In order to forgive, we must have a desire to forgive—in other words, you have to see that forgiveness is a good thing, that it is better than to hold on to grudges, and therefore, you must desire it. But you will also notice that we tend to hold on to certain hurts… we brood over them, we bring them back to mind, and we elaborate within our minds, and deepen the anger and desire for revenge. To avoid all this it is necessary to let go… to simply stop thinking those things, to make a firm act of the will, and tell yourself that it truly makes no sense to keep revisiting those thoughts. Of course, it is easier said than done, but this is a key step if you want to move in a positive direction.
We naturally tend to have negative feelings toward those who had done us some wrong. We might want them to fail, to be damaged or even hurt in some way. Many people desire some type of revenge—maybe that someone else may hurt whomever hurt them.
However, this type of attitude will simply entangle you more and more in your negativity and unforgiveness. Instead, you should make an effort not to desire any evil to them. They may have hurt you, but you can still wish them good. You can take the occasion of this offense to grow, to act with a holy intention.
While being a missionary in the general area of the Saint Lawrence River, St. Isaac Jogues (1607-1646) was taken prisoner by the Mohawks, and tortured brutally. He was treated as you would treat a slave or an animal. However, in all his sufferings, he still tried to bring the Gospel to people he visited, he tried to heal the sick, and he accompanied the dying—he never wished them any evil.
A very common misconception that people have is that you must forget whatever they did to you if you really want to forgive. However, that is not the case. The evil that has been done to us can leave pretty deep wounds and painful memories.
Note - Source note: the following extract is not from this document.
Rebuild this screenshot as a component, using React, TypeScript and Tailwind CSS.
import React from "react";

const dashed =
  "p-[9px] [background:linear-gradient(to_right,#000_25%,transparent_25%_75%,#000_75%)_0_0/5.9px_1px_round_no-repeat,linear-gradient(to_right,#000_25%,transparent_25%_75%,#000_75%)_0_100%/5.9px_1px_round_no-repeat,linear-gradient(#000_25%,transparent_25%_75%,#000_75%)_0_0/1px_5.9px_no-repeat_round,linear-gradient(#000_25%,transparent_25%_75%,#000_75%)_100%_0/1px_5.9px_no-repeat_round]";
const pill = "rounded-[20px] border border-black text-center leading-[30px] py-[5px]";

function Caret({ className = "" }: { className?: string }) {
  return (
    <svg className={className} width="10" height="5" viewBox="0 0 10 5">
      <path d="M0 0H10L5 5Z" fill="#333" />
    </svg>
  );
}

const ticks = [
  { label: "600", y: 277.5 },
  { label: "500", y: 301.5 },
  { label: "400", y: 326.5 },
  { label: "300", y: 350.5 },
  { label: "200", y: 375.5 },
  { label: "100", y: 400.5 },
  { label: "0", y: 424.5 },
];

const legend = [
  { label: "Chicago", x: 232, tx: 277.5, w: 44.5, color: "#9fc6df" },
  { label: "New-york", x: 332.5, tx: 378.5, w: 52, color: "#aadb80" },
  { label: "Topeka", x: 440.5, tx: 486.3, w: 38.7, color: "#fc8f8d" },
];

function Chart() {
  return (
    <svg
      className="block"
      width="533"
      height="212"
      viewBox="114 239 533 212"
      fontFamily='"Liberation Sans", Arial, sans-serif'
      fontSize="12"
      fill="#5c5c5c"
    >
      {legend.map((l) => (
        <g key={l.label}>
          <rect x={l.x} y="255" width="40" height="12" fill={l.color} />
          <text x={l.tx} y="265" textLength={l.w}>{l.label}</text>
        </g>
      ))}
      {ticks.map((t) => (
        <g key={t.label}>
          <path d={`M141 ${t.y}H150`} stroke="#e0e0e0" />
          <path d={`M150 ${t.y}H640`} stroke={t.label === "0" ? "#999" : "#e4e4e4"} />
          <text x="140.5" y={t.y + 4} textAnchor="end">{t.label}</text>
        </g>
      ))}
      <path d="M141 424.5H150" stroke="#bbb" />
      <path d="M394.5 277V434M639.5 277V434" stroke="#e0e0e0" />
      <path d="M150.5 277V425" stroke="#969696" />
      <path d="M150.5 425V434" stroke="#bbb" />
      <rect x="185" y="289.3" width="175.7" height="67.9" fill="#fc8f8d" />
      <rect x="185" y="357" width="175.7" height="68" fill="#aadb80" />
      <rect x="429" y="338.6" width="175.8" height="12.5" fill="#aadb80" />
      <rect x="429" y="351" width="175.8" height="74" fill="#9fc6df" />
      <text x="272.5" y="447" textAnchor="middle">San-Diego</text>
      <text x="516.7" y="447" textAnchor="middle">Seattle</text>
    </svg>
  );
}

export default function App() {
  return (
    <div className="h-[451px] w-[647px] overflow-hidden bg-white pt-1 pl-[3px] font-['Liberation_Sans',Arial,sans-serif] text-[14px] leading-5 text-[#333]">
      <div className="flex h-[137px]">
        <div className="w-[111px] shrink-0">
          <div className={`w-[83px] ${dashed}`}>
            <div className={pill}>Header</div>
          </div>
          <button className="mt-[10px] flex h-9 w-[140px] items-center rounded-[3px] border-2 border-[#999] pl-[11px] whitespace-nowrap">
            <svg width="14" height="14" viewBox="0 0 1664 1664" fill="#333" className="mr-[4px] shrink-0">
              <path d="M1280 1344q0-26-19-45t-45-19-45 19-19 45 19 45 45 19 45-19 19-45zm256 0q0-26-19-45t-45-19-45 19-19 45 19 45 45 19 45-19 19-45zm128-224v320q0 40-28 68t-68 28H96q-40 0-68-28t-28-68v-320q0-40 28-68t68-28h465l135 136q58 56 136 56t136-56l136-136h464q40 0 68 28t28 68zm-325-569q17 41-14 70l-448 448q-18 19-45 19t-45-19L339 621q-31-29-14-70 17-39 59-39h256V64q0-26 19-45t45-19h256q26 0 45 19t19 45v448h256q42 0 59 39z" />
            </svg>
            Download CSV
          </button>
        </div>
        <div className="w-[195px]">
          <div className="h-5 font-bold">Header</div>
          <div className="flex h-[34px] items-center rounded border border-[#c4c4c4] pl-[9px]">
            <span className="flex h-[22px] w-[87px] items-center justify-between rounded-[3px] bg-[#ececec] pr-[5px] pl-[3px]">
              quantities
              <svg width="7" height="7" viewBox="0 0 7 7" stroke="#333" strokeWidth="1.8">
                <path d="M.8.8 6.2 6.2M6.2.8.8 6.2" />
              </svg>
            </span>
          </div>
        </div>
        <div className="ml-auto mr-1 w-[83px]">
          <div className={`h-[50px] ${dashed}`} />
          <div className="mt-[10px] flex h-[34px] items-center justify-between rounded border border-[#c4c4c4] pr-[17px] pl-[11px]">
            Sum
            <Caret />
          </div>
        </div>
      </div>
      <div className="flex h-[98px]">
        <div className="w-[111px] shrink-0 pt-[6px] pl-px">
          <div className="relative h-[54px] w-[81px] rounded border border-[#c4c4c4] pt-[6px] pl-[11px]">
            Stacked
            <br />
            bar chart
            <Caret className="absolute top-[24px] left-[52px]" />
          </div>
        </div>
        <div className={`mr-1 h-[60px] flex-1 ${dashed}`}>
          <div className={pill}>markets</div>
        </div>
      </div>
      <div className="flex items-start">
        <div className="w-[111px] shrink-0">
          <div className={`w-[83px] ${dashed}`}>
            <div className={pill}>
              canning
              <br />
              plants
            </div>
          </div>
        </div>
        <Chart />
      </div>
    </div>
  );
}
I think that in some situations it is almost impossible to forget. What is important, though, if you desire to forgive, is not to bring up from time to time the fact that someone has done this or that to you in your conversations with that person. That is a hurtful thing to do, and it is an indication that you are holding on to a grudge. So if you want to forgive someone, don’t be telling them what they did to you in the past—that will make things all the more difficult!
If you have been able to settle your emotions, and are over the momentary flare of anger, it may be a good moment to try speaking to the person involved in this disagreement or conflict.
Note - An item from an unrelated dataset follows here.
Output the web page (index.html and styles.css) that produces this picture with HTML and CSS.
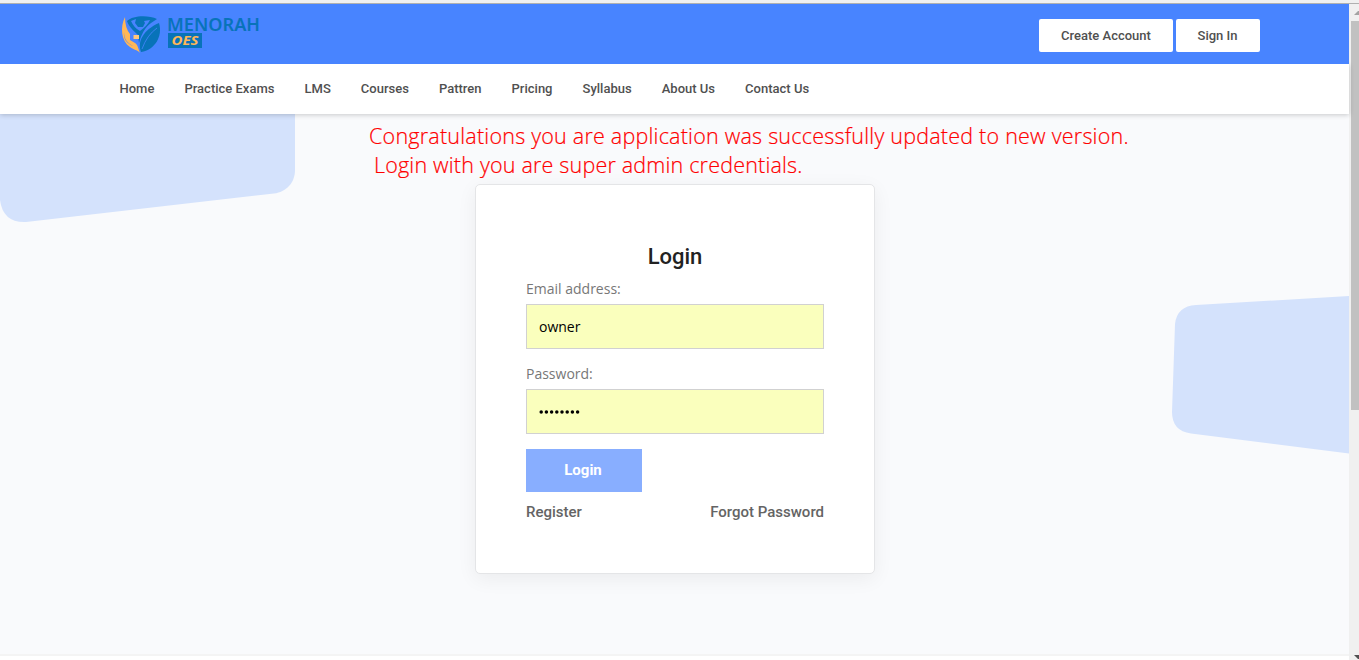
FILE: index.html
```html
<!DOCTYPE html>
<html lang="en">
<head>
<meta charset="utf-8">
<title>Menorah OES - Login</title>
<link rel="stylesheet" href="styles.css">
</head>
<body>
<div class="chrome-edge"></div>
<div class="window">
  <div class="page">
    <header class="topbar">
      <svg class="logo" width="142" height="42" viewBox="0 0 142 42">
        <path fill="#0873b9" d="M7 7C13 1 29 1 37 5L31 9C25 13 21 21 19 29L18 21C14 17 9 13 7 7Z"/>
        <path fill="#4884ff" d="M11 7L16 5L15 9L18 13H23L25 9L24 7L30 6Q27 12 20 17Q14 14 11 7Z"/>
        <path fill="#0873b9" d="M16 5H23L24 9Q20 14 16 9Z"/>
        <path fill="#0873b9" d="M39 9C43 22 35 36 21 38C17 28 23 16 39 9Z"/>
        <path fill="none" stroke="#4884ff" stroke-width=".8" d="M22 35Q27 21 37 14"/>
        <path fill="#ffb757" d="M5 3C0 13 1 27 10 33C14 36 18 36 20 39C18 34 18 31 15 29L10 26V20Q5 14 5 3Z"/>
        <path fill="#4884ff" d="M4 18C4 25 7 29 13 32C8 30 3 26 4 18Z"/>
        <path fill="#ffc77c" d="M13.500 21H19V25H13.500Z"/>
        <text class="brand" x="47" y="16.500" textLength="93" lengthAdjust="spacingAndGlyphs">MENORAH</text>
        <rect x="48" y="19" width="34" height="15" fill="#0873b9"/>
        <text class="brand-tag" x="51.500" y="31.400" textLength="27" lengthAdjust="spacingAndGlyphs">OES</text>
      </svg>
      <div class="account"><a class="btn create">Create Account</a><a class="btn signin">Sign In</a></div>
    </header>
    <nav class="menu">
      <a>Home</a><a>Practice Exams</a><a>LMS</a><a>Courses</a><a>Pattren</a><a>Pricing</a><a>Syllabus</a><a>About Us</a><a>Contact Us</a>
    </nav>
    <main class="content">
      <svg class="shapes" width="1349" height="540" viewBox="0 0 1349 540">
        <path fill="#d4e2fc" d="M0 0H295V56C295 69 286 78 274 79.500L26 108Q3 109 0 86Z"/>
        <path fill="#d4e2fc" d="M1349 182L1196 191Q1177 192 1175 210L1172 298Q1172 317 1191 319.500L1349 339.500Z"/>
      </svg>
      <div class="notice">
        <p class="line first">Congratulations you are application was successfully updated to new version.</p>
        <p class="line second">Login with you are super admin credentials.</p>
      </div>
      <form class="card">
        <h1 class="title">Login</h1>
        <label class="label" for="email">Email address:</label>
        <input class="field" id="email" type="text" value="owner">
        <label class="label" for="password">Password:</label>
        <div class="field dots" id="password">
          <svg width="42" height="4"><path d="M2.200 2H39" fill="none" stroke="#000" stroke-width="3.500" stroke-linecap="round" stroke-dasharray="0 5.200"/></svg>
        </div>
        <button class="submit" type="button">Login</button>
        <div class="links"><a>Register</a><a>Forgot Password</a></div>
      </form>
    </main>
    <div class="footer-edge"></div>
  </div>
  <div class="scrollbar">
    <svg class="arrow" width="10" height="17"><path fill="#a3a3a3" d="M5 11L9 7H10V11Z"/></svg>
    <div class="thumb"></div>
    <svg class="arrow down" width="10" height="8"><path fill="#505050" d="M5 3H10V7H9Z"/></svg>
  </div>
</div>
</body>
</html>
```

FILE: styles.css
```css
* { box-sizing: border-box; }
body { margin: 0; height: 660px; overflow: hidden; font-family: Roboto, sans-serif; background: #fff; }
.chrome-edge { height: 4px; background: #f0f0f0; border-bottom: 1px solid #b0b0b0; }
.window { display: flex; height: 656px; }
.page { width: 1349px; display: flex; flex-direction: column; }
.topbar { position: relative; z-index: 2; height: 60px; background: #4884ff; display: flex; justify-content: space-between; align-items: flex-start; padding: 10px 89px 0 120px; }
.logo { display: block; overflow: visible; }
.brand { font: 600 17px "Noto Sans", sans-serif; fill: #0873b9; }
.brand-tag { font: italic 700 13px "Noto Sans", sans-serif; fill: #ffb757; }
.account { display: flex; gap: 3px; padding-top: 5px; }
.btn { height: 33px; line-height: 33px; text-align: center; background: #fff; border-radius: 2px; color: #505050; font-size: 13px; font-weight: 500; }
.create { width: 134px; }
.signin { width: 84px; padding-right: 1px; }
.menu { height: 50px; padding: 0 0 2px 119.500px; display: flex; gap: 30.070px; align-items: center; background: #fff; color: #505050; font-size: 13px; font-weight: 500; position: relative; z-index: 1; box-shadow: 0 1px 5px rgba(0,0,0,.2); }
.content { height: 540px; background: #f9fafc; position: relative; }
.shapes { position: absolute; left: 0; top: 0; }
.notice { position: relative; height: 70px; padding: 7px 0 0 369px; }
.line { margin: 0; height: 29px; line-height: 29px; white-space: nowrap; color: #f00; font-family: "Open Sans", sans-serif; font-weight: 300; font-size: 21.500px; -webkit-text-stroke: .2px #f00; }
.first { letter-spacing: .22px; }
.second { padding-left: 5px; letter-spacing: .19px; }
.card { position: relative; width: 400px; height: 390px; margin-left: 475px; padding: 58px 50px 0; background: #fff; border: 1px solid #e4e5e7; border-radius: 5px; box-shadow: 0 5px 20px rgba(0,0,0,.06); }
.title { margin: 0; height: 28px; line-height: 28px; text-align: center; font-size: 22px; font-weight: 500; color: #222; }
.label { display: block; height: 33px; padding-top: 6px; line-height: 24px; font-family: "Open Sans", sans-serif; font-size: 14px; color: #777; }
.field { display: block; width: 298px; height: 45px; margin: 0 0 7px; padding: 0 12px; border: 1px solid #d1d1d1; border-radius: 0; background: #faffbd; color: #000; font: 14px "Open Sans", sans-serif; outline: none; }
.dots { display: flex; align-items: center; margin-bottom: 15px; }
.submit { display: block; width: 116px; height: 43px; padding: 0 2px 2px 0; border: 0; background: #88aeff; color: #fff; font: 700 15px Roboto, sans-serif; }
.links { display: flex; justify-content: space-between; margin-top: 9px; line-height: 22px; font-size: 15px; font-weight: 500; color: #646464; }
.footer-edge { height: 2px; background: #f4f4f4; }
.scrollbar { width: 10px; background: #f0f0f0; display: flex; flex-direction: column; }
.arrow { display: block; }
.thumb { width: 8px; height: 389px; margin-left: 2px; background: #c1c1c1; }
.down { margin-top: auto; }
```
Unfortunately, in some occasions the other person may not be willing to speak. If that is the case, there’s not much you can do. Pray to our Lord for them, offering to God in your heart your willingness to forgive.
If it is a person that you run into every now and then, then you may take the chance to ask if you could have a brief word with them. If you find a good time and a good place (being prudent in this area is key!), then you can honestly and kindly present your concern. Maybe you can start by apologizing for whatever you might have done, and thus allow the other person to apologize, too.
You can try to explain why and in what manner you were hurt, or what expressions in the other person were the ones that made you feel offended. Try to present the real facts, things that the other person actually did or said. On the other hand, try to put yourself in the other person’s shoes, so as to understand their perspective.
It is always possible that speaking with them may not work—there must be a good heart on both sides. However, you will be surprised how important it is to do this—interchanging ideas with kindness solves problems and restores friendships.
Finally, ask our Lord to strengthen you with his grace, to make it possible for you to forgive others from your heart. This is more of a fruit of God’s action in us, than a result of our sheer effort. So pray to our Lord and our Blessed Mother frequently, and they will grant it to you!